Scan the material and copy every line in which "React" appears.

----------------

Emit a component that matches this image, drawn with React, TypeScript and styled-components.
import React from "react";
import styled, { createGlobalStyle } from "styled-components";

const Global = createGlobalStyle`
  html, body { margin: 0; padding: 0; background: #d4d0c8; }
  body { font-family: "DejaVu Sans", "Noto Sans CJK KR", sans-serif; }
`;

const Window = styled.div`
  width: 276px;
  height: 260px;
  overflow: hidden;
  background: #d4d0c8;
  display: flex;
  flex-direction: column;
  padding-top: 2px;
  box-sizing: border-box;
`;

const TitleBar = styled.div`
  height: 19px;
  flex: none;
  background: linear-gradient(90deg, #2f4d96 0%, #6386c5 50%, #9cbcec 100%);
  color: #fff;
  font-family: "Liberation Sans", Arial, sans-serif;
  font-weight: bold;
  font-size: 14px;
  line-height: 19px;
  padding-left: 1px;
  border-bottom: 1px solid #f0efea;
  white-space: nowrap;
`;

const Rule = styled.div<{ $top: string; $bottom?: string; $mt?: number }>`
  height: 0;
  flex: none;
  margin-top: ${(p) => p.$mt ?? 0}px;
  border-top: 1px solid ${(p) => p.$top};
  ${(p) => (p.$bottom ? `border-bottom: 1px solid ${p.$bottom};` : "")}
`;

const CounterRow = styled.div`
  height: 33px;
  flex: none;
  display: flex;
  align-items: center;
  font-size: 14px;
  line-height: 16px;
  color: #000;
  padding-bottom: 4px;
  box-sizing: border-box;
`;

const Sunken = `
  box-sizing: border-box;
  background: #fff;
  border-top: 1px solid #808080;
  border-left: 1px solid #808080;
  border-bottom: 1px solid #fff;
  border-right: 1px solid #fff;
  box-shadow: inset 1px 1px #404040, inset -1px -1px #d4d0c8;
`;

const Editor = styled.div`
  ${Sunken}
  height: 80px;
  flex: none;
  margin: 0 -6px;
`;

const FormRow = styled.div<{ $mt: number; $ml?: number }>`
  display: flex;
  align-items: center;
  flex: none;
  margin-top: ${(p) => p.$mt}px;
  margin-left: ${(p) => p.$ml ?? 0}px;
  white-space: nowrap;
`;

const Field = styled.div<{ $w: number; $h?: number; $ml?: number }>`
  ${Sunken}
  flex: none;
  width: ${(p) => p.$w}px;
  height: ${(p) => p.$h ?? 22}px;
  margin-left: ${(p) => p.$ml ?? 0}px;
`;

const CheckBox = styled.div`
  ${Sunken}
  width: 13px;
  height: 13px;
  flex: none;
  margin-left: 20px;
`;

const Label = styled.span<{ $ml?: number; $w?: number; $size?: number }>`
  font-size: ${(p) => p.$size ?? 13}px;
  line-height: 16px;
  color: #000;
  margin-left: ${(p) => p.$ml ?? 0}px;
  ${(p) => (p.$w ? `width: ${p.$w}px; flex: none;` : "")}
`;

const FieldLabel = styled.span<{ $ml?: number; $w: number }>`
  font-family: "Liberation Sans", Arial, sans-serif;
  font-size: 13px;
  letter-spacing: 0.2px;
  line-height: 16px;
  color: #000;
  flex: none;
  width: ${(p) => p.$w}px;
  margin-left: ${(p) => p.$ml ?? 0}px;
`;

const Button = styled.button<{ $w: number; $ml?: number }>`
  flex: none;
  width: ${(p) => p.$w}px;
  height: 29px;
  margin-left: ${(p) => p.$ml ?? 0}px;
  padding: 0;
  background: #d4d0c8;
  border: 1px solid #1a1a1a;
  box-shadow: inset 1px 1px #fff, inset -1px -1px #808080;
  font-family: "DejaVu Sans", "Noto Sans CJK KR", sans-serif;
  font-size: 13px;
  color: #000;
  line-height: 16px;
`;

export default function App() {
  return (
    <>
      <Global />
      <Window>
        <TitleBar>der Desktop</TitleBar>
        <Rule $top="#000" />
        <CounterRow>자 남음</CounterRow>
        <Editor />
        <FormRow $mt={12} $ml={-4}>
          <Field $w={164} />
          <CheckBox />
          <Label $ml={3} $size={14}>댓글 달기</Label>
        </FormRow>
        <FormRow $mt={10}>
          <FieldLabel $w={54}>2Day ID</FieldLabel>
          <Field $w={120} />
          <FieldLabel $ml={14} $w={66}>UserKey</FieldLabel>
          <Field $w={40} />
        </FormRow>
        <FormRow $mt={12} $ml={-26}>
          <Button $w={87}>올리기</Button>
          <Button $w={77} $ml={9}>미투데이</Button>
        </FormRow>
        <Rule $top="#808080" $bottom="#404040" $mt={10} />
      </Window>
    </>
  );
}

----------------

**THE REPLY**
Emit a component that matches this image, drawn with React, TypeScript and styled-components.
import React from "react";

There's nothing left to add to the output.